Similar litigation was filed by the City of Akron, See Akron v. State, Summit County C.P. No.  CV-2015-02-0955.  Plaintiffs and Defendants have both filed motions for summary judgment in that case.

The City of Toledo sued the State of Ohio, seeking a temporary and permanent injunction to prevent Ohio’s new traffic camera legislation,  SB 342 ,from going into effect. (See Toledo Blade,  Toledo sues over traffic camera ban).  SB 342 requires that a police officer be present when a traffic camera is in operation, making traffic cameras economically infeasible for most cities.   The City of Akron also sued to stop the new state statute from going into effect on March 23, 2015.  See our prior post, Akron Files Lawsuit Challenging State Law Restrictions on Traffic Cameras.

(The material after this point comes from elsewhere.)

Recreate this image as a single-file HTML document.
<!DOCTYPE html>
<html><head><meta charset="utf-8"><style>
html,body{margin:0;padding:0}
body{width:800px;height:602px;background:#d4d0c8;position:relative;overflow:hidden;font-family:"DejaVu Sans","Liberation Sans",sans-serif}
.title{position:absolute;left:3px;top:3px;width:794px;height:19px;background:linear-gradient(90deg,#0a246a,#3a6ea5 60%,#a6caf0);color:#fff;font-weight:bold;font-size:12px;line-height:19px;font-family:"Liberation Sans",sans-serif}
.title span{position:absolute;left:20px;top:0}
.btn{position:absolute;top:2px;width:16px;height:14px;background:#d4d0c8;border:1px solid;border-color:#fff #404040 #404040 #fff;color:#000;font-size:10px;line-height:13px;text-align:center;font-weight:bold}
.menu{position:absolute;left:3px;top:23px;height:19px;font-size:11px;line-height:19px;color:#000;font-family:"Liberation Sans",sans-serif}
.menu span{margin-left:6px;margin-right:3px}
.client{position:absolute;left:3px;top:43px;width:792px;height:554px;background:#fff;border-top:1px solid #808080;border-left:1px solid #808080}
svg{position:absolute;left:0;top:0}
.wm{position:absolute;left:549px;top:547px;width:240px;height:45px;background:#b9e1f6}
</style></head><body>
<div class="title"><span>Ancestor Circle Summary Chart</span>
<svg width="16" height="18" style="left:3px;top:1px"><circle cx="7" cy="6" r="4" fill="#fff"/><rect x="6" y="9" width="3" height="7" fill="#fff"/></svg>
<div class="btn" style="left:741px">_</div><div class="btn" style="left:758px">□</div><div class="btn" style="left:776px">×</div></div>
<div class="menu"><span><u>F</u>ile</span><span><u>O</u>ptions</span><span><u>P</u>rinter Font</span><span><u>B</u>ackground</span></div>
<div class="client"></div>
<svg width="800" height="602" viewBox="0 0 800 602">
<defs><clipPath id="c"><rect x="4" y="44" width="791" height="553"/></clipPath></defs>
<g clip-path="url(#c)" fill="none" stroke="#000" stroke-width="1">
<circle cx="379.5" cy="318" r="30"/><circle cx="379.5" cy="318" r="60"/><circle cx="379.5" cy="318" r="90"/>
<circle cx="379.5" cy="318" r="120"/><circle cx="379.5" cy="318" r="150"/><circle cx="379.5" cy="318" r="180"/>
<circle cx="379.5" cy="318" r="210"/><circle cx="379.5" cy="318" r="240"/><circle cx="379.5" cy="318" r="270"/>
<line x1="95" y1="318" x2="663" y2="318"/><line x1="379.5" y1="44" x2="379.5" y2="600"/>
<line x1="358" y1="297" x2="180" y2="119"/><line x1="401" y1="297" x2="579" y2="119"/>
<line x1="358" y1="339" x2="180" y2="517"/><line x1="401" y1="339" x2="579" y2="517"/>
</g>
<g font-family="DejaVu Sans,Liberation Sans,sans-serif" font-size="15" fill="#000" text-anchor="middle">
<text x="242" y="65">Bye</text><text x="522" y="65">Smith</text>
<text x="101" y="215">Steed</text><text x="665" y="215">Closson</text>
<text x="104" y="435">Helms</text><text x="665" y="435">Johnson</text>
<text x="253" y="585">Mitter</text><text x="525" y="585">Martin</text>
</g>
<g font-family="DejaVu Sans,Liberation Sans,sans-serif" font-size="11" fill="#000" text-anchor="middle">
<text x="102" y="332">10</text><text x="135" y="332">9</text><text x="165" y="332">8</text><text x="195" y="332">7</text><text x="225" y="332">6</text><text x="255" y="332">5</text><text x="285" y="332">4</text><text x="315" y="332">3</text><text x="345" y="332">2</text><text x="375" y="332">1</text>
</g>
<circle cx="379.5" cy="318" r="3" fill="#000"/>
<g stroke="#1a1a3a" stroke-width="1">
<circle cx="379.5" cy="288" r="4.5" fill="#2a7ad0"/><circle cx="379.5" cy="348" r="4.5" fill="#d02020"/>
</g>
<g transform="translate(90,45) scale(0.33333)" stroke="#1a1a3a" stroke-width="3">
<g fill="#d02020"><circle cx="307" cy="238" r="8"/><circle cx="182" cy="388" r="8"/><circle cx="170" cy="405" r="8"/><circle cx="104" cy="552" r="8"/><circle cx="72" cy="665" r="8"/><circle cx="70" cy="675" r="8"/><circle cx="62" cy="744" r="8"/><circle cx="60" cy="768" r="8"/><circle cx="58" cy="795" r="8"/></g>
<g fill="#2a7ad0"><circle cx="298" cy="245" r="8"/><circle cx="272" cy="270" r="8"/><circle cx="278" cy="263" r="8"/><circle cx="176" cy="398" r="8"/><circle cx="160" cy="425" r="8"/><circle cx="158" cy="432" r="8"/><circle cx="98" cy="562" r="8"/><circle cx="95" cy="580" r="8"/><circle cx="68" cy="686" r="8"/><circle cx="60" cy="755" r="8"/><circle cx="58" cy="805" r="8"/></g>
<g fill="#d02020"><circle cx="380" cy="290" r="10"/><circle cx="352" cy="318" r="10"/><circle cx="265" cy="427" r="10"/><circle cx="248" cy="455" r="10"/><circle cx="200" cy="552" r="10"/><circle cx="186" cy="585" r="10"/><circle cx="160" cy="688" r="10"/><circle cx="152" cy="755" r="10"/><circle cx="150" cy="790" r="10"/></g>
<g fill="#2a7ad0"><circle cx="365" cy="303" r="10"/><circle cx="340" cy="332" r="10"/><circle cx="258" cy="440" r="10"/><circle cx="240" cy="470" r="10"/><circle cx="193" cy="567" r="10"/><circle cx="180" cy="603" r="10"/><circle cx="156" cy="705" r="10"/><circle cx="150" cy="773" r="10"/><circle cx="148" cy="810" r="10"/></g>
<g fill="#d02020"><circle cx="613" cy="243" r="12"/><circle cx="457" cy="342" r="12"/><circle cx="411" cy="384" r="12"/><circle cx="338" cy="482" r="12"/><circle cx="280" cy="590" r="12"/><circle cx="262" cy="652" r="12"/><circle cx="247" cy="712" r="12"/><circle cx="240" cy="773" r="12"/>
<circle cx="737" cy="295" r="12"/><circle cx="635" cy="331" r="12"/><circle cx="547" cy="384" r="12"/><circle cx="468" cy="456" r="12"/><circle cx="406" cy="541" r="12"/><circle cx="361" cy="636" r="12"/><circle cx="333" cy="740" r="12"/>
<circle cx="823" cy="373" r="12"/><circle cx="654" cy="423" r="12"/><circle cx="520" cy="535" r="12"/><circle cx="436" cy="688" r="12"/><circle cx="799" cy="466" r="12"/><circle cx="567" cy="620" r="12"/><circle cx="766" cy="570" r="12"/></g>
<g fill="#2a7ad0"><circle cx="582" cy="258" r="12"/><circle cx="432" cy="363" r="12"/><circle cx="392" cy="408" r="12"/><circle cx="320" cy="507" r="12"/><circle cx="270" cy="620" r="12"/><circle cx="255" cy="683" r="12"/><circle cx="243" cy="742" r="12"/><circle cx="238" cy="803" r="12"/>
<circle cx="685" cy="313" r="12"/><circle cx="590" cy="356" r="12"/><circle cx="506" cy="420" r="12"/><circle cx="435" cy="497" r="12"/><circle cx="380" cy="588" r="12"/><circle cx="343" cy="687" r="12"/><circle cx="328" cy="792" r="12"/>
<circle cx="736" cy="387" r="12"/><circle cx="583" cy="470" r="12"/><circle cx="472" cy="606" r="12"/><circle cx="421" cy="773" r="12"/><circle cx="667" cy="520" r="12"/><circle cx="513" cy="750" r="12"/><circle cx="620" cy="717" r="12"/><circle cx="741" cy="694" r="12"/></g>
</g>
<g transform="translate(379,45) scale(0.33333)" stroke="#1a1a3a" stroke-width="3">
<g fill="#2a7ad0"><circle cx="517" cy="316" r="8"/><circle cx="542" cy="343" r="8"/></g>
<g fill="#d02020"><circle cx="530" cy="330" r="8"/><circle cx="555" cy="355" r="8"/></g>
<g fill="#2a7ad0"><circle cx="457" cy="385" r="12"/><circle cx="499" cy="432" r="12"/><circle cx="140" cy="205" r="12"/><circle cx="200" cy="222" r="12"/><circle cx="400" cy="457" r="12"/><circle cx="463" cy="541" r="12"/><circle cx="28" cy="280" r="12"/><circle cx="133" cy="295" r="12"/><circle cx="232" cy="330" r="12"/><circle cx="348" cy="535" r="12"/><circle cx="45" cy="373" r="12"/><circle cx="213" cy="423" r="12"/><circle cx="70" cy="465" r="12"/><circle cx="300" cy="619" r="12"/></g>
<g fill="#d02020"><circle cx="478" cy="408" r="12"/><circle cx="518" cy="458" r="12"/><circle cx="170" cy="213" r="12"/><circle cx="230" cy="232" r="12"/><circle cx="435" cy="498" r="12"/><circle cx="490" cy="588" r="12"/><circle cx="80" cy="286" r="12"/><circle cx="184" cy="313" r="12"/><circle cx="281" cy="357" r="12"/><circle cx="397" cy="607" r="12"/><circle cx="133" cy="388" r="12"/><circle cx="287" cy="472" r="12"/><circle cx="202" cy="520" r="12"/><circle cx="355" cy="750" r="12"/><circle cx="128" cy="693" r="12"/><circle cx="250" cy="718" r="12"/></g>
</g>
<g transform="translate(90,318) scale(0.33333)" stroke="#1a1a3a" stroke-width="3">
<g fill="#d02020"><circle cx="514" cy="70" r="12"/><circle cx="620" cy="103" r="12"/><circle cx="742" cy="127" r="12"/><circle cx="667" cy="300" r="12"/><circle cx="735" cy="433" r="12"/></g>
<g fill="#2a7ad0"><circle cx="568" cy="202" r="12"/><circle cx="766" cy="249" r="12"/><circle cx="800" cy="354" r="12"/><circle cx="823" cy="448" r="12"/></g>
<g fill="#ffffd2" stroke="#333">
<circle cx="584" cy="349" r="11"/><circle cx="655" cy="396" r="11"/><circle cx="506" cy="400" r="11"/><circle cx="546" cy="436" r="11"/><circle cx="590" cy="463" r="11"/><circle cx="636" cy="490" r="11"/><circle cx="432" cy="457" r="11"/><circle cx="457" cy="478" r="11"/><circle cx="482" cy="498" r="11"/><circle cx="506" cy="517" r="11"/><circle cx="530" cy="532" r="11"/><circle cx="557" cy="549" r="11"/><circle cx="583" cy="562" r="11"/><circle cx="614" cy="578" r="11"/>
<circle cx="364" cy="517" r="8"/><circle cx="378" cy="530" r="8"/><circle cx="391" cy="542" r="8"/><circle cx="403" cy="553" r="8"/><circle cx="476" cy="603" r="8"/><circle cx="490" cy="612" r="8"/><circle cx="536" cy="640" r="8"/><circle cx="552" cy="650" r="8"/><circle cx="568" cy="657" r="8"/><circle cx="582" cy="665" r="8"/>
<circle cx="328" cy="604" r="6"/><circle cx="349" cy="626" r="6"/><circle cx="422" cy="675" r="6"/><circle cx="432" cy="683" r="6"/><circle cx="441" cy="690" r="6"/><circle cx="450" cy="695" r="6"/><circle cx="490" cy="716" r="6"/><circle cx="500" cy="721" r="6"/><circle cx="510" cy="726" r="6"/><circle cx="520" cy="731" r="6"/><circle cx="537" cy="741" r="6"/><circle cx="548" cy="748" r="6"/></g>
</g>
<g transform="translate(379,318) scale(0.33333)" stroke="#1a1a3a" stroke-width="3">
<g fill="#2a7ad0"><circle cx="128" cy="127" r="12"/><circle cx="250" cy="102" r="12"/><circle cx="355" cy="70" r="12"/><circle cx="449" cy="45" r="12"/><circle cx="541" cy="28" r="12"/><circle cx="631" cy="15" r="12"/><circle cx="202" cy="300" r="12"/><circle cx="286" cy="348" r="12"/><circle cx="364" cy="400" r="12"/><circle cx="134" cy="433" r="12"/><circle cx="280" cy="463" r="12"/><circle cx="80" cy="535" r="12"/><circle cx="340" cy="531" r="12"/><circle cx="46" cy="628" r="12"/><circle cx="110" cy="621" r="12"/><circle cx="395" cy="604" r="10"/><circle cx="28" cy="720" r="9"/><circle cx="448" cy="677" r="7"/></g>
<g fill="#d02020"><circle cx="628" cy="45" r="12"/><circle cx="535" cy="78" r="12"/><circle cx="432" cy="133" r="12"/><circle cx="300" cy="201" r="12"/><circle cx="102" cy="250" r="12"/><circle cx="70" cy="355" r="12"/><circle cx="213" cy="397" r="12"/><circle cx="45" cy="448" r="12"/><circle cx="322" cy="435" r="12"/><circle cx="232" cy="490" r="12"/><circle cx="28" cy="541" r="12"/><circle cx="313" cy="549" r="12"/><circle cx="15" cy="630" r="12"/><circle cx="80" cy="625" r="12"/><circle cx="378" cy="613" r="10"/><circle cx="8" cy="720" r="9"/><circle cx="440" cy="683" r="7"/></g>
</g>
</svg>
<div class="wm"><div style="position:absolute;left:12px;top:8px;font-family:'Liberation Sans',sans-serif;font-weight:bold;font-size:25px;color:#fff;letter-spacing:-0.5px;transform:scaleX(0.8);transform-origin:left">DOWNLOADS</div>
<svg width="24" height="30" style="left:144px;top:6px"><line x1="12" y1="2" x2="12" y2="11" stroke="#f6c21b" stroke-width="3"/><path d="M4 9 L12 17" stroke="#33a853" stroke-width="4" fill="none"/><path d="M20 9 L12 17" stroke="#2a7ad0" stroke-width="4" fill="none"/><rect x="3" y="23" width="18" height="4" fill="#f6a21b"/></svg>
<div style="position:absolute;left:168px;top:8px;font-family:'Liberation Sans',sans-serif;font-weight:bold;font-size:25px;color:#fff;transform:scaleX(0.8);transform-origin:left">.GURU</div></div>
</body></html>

In their complaint, the City asserts that SB 342 is an unconstitutional violation of the Home Rule powers granted to cities by the Ohio Constitution.  Plaintiff states that the statute does not require the police officer present at the intersection to be observing the traffic or the camera, or to even be awake.  Thus, according to the complaint, the State has no legitimate health, safety or welfare reason to require an officer’s mere presence, and all it does is impose a financial burden on cities.  The legislation is not a general law of  the state, but was imposed solely to restrict the police powers of cities, plaintiff asserts.

Attached to the complaint is Legislative Service Commission Analysis stating that HB 69 likely violates home rule.  HB 69 did not pass.  That bill would have banned traffic cameras except in limited circumstances, such as school zones. The  Legislative Service Commission Analysis of SB 342 states:

“It is unclear if the provisions of the bill infringe upon a municipal corporation’s home rule authority under Article XVIII, Section 3 of the Ohio Constitution. See Canton v. State, 95 Ohio St.3d 149 (2002).”